NYPD Spends $8 Million on Voyager Labs Products for Monitoring Online Behavior

NYPD Spends  Million on Voyager Labs Products for Monitoring Online Behavior

The New York Police Department (NYPD) has reportedly spent over $8 million on products from tech company Voyager Labs, which claims to use artificial intelligence (AI) to monitor online behavior and predict future crimes. The Surveillance Technology Oversight Project, a nonprofit organization focused on combating mass surveillance and protecting privacy, has released redacted versions of NYPD contracts with Voyager Labs, revealing the substantial investment made by the department in 2018.

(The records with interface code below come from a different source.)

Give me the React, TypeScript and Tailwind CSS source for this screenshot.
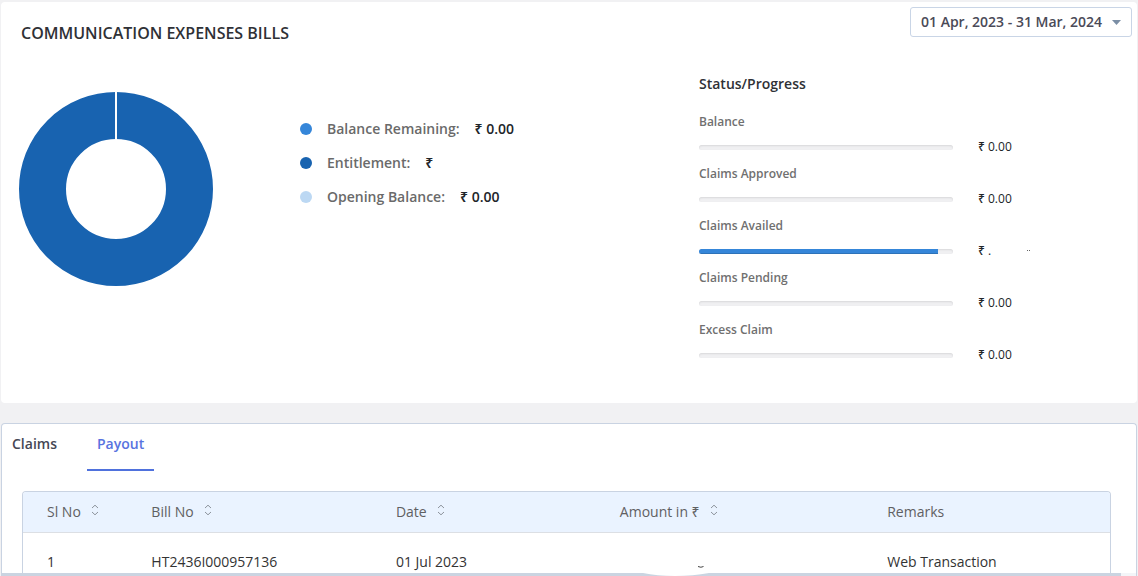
import React from "react";

type Progress = { label: string; amount: string; percent: number };

const legend = [
  { label: "Balance Remaining:", amount: "₹ 0.00", dot: "bg-[#3586d9]" },
  { label: "Entitlement:", amount: "₹", dot: "bg-[#1863b0]" },
  { label: "Opening Balance:", amount: "₹ 0.00", dot: "bg-[#bcd8f3]" },
];

const progress: Progress[] = [
  { label: "Balance", amount: "₹ 0.00", percent: 0 },
  { label: "Claims Approved", amount: "₹ 0.00", percent: 0 },
  { label: "Claims Availed", amount: "₹ .", percent: 94 },
  { label: "Claims Pending", amount: "₹ 0.00", percent: 0 },
  { label: "Excess Claim", amount: "₹ 0.00", percent: 0 },
];

function Donut() {
  return (
    <svg className="size-[194px]" viewBox="0 0 194 194" role="img" aria-label="Balance chart">
      <circle cx="97" cy="97" r="73.5" fill="none" stroke="#1863b0" strokeWidth="47" />
      <path d="M97 0V48" stroke="#fff" strokeWidth="2" />
    </svg>
  );
}

function SortIcon() {
  return (
    <svg className="h-3 w-2" viewBox="0 0 8 12" fill="none" stroke="#8d939c" strokeWidth="1" aria-hidden="true">
      <path d="M1 4 4 1.2 7 4M1 8 4 10.8 7 8" />
    </svg>
  );
}

function ProgressRow({ label, amount, percent }: Progress) {
  return (
    <li className="h-[52px]">
      <div className="text-xs leading-4 font-semibold text-[#707070]">{label}</div>
      <div className="mt-[9px] flex items-center gap-[25px]">
        <div
          role="progressbar"
          aria-label={label}
          aria-valuenow={percent}
          className="h-[5px] w-[58%] overflow-hidden rounded-sm bg-[#f0f0f2] shadow-[inset_0_1px_2px_rgba(0,0,0,0.1)]"
        >
          <div
            className="h-full bg-[#3586d9] shadow-[inset_0_-1px_0_rgba(0,0,0,0.15)]"
            style={{ width: `${percent}%` }}
          />
        </div>
        <span className="flex items-center text-xs leading-4 font-medium text-[#212529]">
          {amount}
          {percent > 0 && (
            <svg className="ml-9 h-1 w-1" viewBox="0 0 4 4" fill="#666" aria-hidden="true">
              <path d="M0 1h1v1H0zM2 1h1v1H2z" />
            </svg>
          )}
        </span>
      </div>
    </li>
  );
}

function HeaderCell({ text, sortable }: { text: string; sortable?: boolean }) {
  return (
    <th scope="col" className="h-[41px] border-b border-[#dcdfe4] pl-6 text-left font-normal text-[#5f6062]">
      {sortable ? (
        <button type="button" className="flex items-center gap-[10px]">
          {text}
          <span className="pb-1">
            <SortIcon />
          </span>
        </button>
      ) : (
        text
      )}
    </th>
  );
}

export default function App() {
  return (
    <div className="flex h-screen flex-col gap-5 overflow-hidden bg-[#f1f1f3] pt-0.5 font-['Open_Sans','Noto_Sans',sans-serif] text-sm text-[#212529]">
      <section className="mx-px shrink-0 rounded bg-white pb-[29px]">
        <header className="flex items-start justify-between pt-[5px] pr-[5px] pl-5">
          <h1 className="pt-[14px] text-base leading-6 font-semibold text-[#2f3136]">COMMUNICATION EXPENSES BILLS</h1>
          <div className="relative">
            <select
              aria-label="Period"
              className="h-[30px] w-[222px] appearance-none rounded-[3px] border border-[#c9d5e6] bg-white pr-7 pl-[10px] text-sm font-semibold text-[#4a4a57]"
            >
              <option>01 Apr, 2023 - 31 Mar, 2024</option>
            </select>
            <svg
              className="pointer-events-none absolute top-[13px] right-[11px] h-[5px] w-[9px]"
              viewBox="0 0 9 5"
              fill="#7b8ea5"
              aria-hidden="true"
            >
              <path d="M0 0h9L4.500 5z" />
            </svg>
          </div>
        </header>
        <div className="grid grid-cols-[299fr_399fr_438fr] pt-[29px]">
          <div className="pt-[18px] pl-[18px]">
            <Donut />
          </div>
          <ul className="pt-[38px]">
            {legend.map((item) => (
              <li key={item.label} className="flex h-[34px] items-center font-semibold">
                <span className={`mr-[15px] size-3 rounded-full ${item.dot}`} />
                <span className="mr-[15px] text-[#6a6a6a]">{item.label}</span>
                <span>{item.amount}</span>
              </li>
            ))}
          </ul>
          <div>
            <h2 className="mb-5 leading-5 font-semibold text-[#2f3136]">Status/Progress</h2>
            <ul>
              {progress.map((row) => (
                <ProgressRow key={row.label} {...row} />
              ))}
            </ul>
          </div>
        </div>
      </section>

      <section className="mx-px flex min-h-0 flex-1 flex-col overflow-hidden rounded-t border border-b-0 border-[#c9d3e2] bg-white">
        <nav className="flex shrink-0 gap-5" role="tablist">
          <button type="button" role="tab" aria-selected="false" className="h-[47px] px-[10px] pb-2 font-semibold text-[#454754]">
            Claims
          </button>
          <button
            type="button"
            role="tab"
            aria-selected="true"
            className="h-[47px] border-b-2 border-[#4f71dd] px-[10px] pb-[6px] font-semibold text-[#5873e0]"
          >
            Payout
          </button>
        </nav>
        <div className="min-h-0 flex-1 overflow-hidden pt-5 pr-[25px] pl-5">
          <div className="overflow-hidden rounded-t border border-b-0 border-[#c9d3e2]">
            <table className="w-full table-fixed border-separate border-spacing-0">
              <colgroup>
                <col className="w-[9.6%]" />
                <col className="w-[22.5%]" />
                <col className="w-[20.6%]" />
                <col className="w-[24.6%]" />
                <col />
              </colgroup>
              <thead className="bg-[#eaf3ff]">
                <tr>
                  <HeaderCell text="Sl No" sortable />
                  <HeaderCell text="Bill No" sortable />
                  <HeaderCell text="Date" sortable />
                  <HeaderCell text="Amount in ₹" sortable />
                  <HeaderCell text="Remarks" />
                </tr>
              </thead>
              <tbody>
                <tr className="h-[58px] text-[#333]">
                  <td className="pl-6">1</td>
                  <td className="pl-6">HT2436I000957136</td>
                  <td className="pl-6">01 Jul 2023</td>
                  <td className="pl-[102px]">
                    <svg className="mt-2 h-1 w-[6px]" viewBox="0 0 6 4" fill="none" stroke="#444" aria-hidden="true">
                      <path d="M0 2.500Q3 4 5.500 2.500" />
                    </svg>
                  </td>
                  <td className="pl-6">Web Transaction</td>
                </tr>
              </tbody>
            </table>
          </div>
        </div>
        <div className="relative h-[3px] shrink-0 bg-[#f3f5f8] pr-[15px]">
          <div className="h-full bg-[#cad4e1]" />
          <svg className="absolute bottom-0 left-[56%] h-[3px] w-[72px]" viewBox="0 0 72 3" fill="#fff" aria-hidden="true">
            <path d="M6 0H72Q56 3 38 3Q20 3 6 0Z" />
          </svg>
        </div>
      </section>
    </div>
  );
}
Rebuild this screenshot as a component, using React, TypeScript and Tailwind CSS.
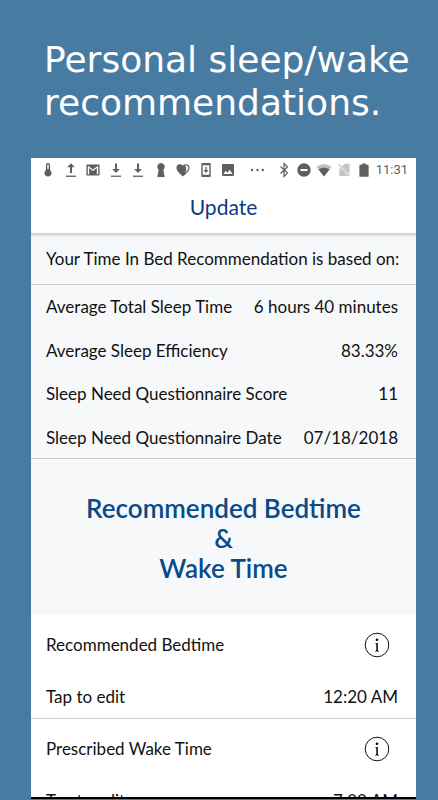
import type { ReactNode } from 'react';

interface Stat { label: string; value: string; }
interface TimeSetting { label: string; time: string; }

const stats: Stat[] = [
  { label: 'Average Total Sleep Time', value: '6 hours 40 minutes' },
  { label: 'Average Sleep Efficiency', value: '83.33%' },
  { label: 'Sleep Need Questionnaire Score', value: '11' },
  { label: 'Sleep Need Questionnaire Date', value: '07/18/2018' },
];

const settings: TimeSetting[] = [
  { label: 'Recommended Bedtime', time: '12:20 AM' },
  { label: 'Prescribed Wake Time', time: '7:00 AM' },
];

function Icon({ children }: { children: ReactNode }) {
  return (
    <svg viewBox="0 0 16 16" className="size-4 shrink-0" fill="currentColor" aria-hidden="true">
      {children}
    </svg>
  );
}

const Download = () => (
  <Icon>
    <path d="M7 1.500h2v5.500h2.800L8 11 4.200 7H7z" />
    <path d="M3 13.600h10v1.300H3z" />
  </Icon>
);

function StatusBar() {
  return (
    <div className="flex h-6 items-center justify-between bg-white pl-[9px] pr-2 text-[#5f5f5f]">
      <div className="flex w-[196px] items-center justify-between">
        {/* thermometer */}
        <Icon>
          <path d="M8 1a2.100 2.100 0 0 0-2.100 2.100v5.200a3.500 3.500 0 1 0 4.200 0V3.100A2.100 2.100 0 0 0 8 1zm-.7 2.100a.7.7 0 0 1 1.400 0v3.800H7.300z" />
        </Icon>
        {/* upload */}
        <Icon>
          <path d="M7 11V5.300H4.200L8 1.300l3.800 4H9V11z" />
          <path d="M3 13.600h10v1.300H3z" />
        </Icon>
        {/* mail */}
        <Icon>
          <path fillRule="evenodd" d="M2.400 2.500h11.200c.6 0 1 .4 1 1v9c0 .6-.4 1-1 1H2.400c-.6 0-1-.4-1-1v-9c0-.6.4-1 1-1zm1.800 9.800V6.100L8 9l3.800-2.900v6.200h1.400V4.200h-.8L8 7.400 3.600 4.200h-.8v8.100z" />
        </Icon>
        <Download />
        <Download />
        {/* keyhole */}
        <Icon>
          <path d="M8 1a3.800 3.800 0 0 0-2.300 6.800L4.300 15h7.400l-1.400-7.200A3.800 3.800 0 0 0 8 1z" />
        </Icon>
        {/* heart */}
        <Icon>
          <path fillRule="evenodd" d="M8 14.400C4.200 11.100 1.500 8.800 1.500 5.700A3.500 3.500 0 0 1 5 2.200c1.200 0 2.300.6 3 1.400.7-.8 1.800-1.400 3-1.400a3.500 3.500 0 0 1 3.500 3.500c0 3.100-2.700 5.400-6.500 8.700zm1.700-3.300c2.100-1.900 3.600-3.500 3.600-5.400A2.300 2.300 0 0 0 11 3.400c-.5 0-.9.1-1.200.3 1 .7 1.500 1.700 1.500 3 0 1.600-.6 3-1.600 4.400z" />
        </Icon>
        {/* system update */}
        <Icon>
          <path fillRule="evenodd" d="M4.400 1h7.200c.6 0 1.100.5 1.100 1.100v11.800c0 .6-.5 1.100-1.100 1.100H4.400c-.6 0-1.100-.5-1.100-1.100V2.100C3.300 1.500 3.800 1 4.400 1zM4.700 3.200v9.600h6.600V3.200zM7.300 5h1.400v3h1.900L8 10.900 5.400 8h1.900z" />
        </Icon>
        {/* picture */}
        <Icon>
          <path fillRule="evenodd" d="M3.200 2h9.600c.7 0 1.200.5 1.200 1.200v9.600c0 .7-.5 1.200-1.200 1.200H3.200c-.7 0-1.200-.5-1.200-1.200V3.200C2 2.500 2.500 2 3.200 2zm.3 9.900h9L9.600 7.700l-2.300 3-1.600-1.900z" />
        </Icon>
      </div>
      <Icon>
        <circle cx="4" cy="8" r="1.200" />
        <circle cx="9.500" cy="8" r="1.200" />
        <circle cx="14.800" cy="8" r="1.200" />
      </Icon>
      <div className="flex items-center gap-1">
        {/* bluetooth */}
        <Icon>
          <path d="M4.500 4.500 11.500 11 8 14.500v-13L11.500 5l-7 6.500" fill="none" stroke="currentColor" strokeWidth="1.200" />
        </Icon>
        {/* do not disturb */}
        <Icon>
          <path fillRule="evenodd" d="M8 1.300a6.700 6.700 0 1 1 0 13.400A6.700 6.700 0 0 1 8 1.300zM4.500 7.100v1.800h7V7.100z" />
        </Icon>
        {/* wifi */}
        <Icon>
          <path d="M8 14.500.5 5C4.500 1.200 11.500 1.200 15.500 5z" opacity=".4" />
          <path d="M8 14.500 2.500 7.500c3-2.500 8-2.500 11 0z" />
        </Icon>
        {/* no sim */}
        <Icon>
          <g className="text-[#c4c4c4]">
            <path d="M13.500 1.800v10.400L5.900 4.600 8.700 1.800zM4.300 5.800 12.500 14H3.400V6.500z" fill="currentColor" />
            <path d="m2.500 2 11.500 12.300" fill="none" stroke="currentColor" strokeWidth="1.200" />
          </g>
        </Icon>
        {/* battery */}
        <Icon>
          <path d="M6.200 1.500h3.600v1.300h2.400c.2 0 .4.200.4.400v11c0 .3-.2.500-.5.500H3.900c-.3 0-.5-.2-.5-.5v-11c0-.2.200-.4.400-.4h2.400z" />
        </Icon>
        <span className="font-['Roboto',sans-serif] text-[13px] leading-4">11:31</span>
      </div>
    </div>
  );
}

function InfoButton({ label }: { label: string }) {
  return (
    <button aria-label={`About ${label}`} className="mr-2 shrink-0">
      <svg viewBox="0 0 26 26" className="size-[26px]" aria-hidden="true">
        <circle cx="13" cy="13" r="11.800" fill="none" stroke="currentColor" strokeWidth="1" />
        <circle cx="13" cy="7.800" r="1.300" />
        <path d="M11.200 10.900h2.600v7.400c0 .5.400.7 1.200.8v.5h-4v-.5c.9-.1 1.300-.3 1.300-.8v-6c0-.5-.3-.8-1.100-.9z" />
      </svg>
    </button>
  );
}

function SettingRows({ label, time }: TimeSetting) {
  return (
    <div className="border-b border-[#cdced0]">
      <div className="flex h-[59px] items-center justify-between pl-[15px] pr-[18px]">
        <span>{label}</span>
        <InfoButton label={label} />
      </div>
      <div className="ml-5 border-t border-[#fafafb]" />
      <button className="flex h-[43px] w-full items-center justify-between pl-[15px] pr-[18px]">
        <span>Tap to edit</span>
        <span>{time}</span>
      </button>
    </div>
  );
}

export default function App() {
  return (
    <div className="flex h-screen flex-col overflow-hidden bg-[#487ba2] pb-px">
      <h1 className="pb-[34px] pl-11 pr-4 pt-[38px] font-['DejaVu_Sans',Verdana,sans-serif] text-[36px] leading-[43px] text-white">
        Personal sleep/wake recommendations.
      </h1>

      <main className="ml-[31px] mr-[22px] min-h-0 flex-1 overflow-hidden border-b-2 border-black bg-white font-['Lato',sans-serif] text-[17px] text-[#111]">
        <StatusBar />
        <header className="flex h-[52px] items-center justify-center pb-0.5 text-[21px] text-[#0b3b85]">
          <h2>Update</h2>
        </header>

        <section className="bg-[#f7f8fa] shadow-[0_-1px_0_#cfd0d2,inset_0_3px_3px_-2px_rgba(0,0,0,0.2)]">
          <p className="flex h-[51px] items-center whitespace-nowrap border-b border-[#c8cacd] pl-[15px]">
            Your Time In Bed Recommendation is based on:
          </p>
          <dl className="flex min-h-[174px] flex-col justify-between border-b border-[#c8cacd] pb-2 pt-[10px] leading-6">
            {stats.map((s) => (
              <div key={s.label} className="flex justify-between whitespace-nowrap pl-[15px] pr-[18px]">
                <dt>{s.label}</dt>
                <dd>{s.value}</dd>
              </div>
            ))}
          </dl>
          <h3 className="pb-8 pt-[34px] text-center text-[26px] font-semibold leading-[30px] text-[#084b88]">
            Recommended Bedtime
            <br />
            &amp;
            <br />
            Wake Time
          </h3>
        </section>

        {settings.map((s) => (
          <SettingRows key={s.label} {...s} />
        ))}
      </main>
    </div>
  );
}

Voyager Labs, known for its “AI-based investigation solutions,” offers products to various industries, including law enforcement, the US public sector, and corporate security. While law enforcement’s use of social media analytics is not new, Voyager Labs claims that its products go beyond surveillance. According to an investigation by the Brennan Center for Justice, the company asserts that its products can predict future crimes and assign risk scores to social media users based on their ties to or affinity for Islamic fundamentalism or extremism.

The NYPD spokesperson clarified that while the department uses Voyager Labs’ software to monitor suspects involved in crimes such as gun violence, terrorism, and human trafficking, it does not currently utilize the predictive tools offered by the company. The spokesperson emphasized that these technologies are employed to aid active investigations and not for predicting future criminality.

Voyager Labs has faced legal challenges, including a lawsuit filed by Meta, the parent company of Facebook and Instagram, alleging that Voyager Labs created thousands of fake accounts to scrape data from more than 600,000 users. Voyager Labs has filed to dismiss the lawsuit.
The use of Voyager Labs’ products by the NYPD has raised concerns among privacy advocates, with the Surveillance Technology Oversight Project describing these products as “invasive” and “alarming.” However, the NYPD maintains that the software is used within the boundaries of ongoing investigations.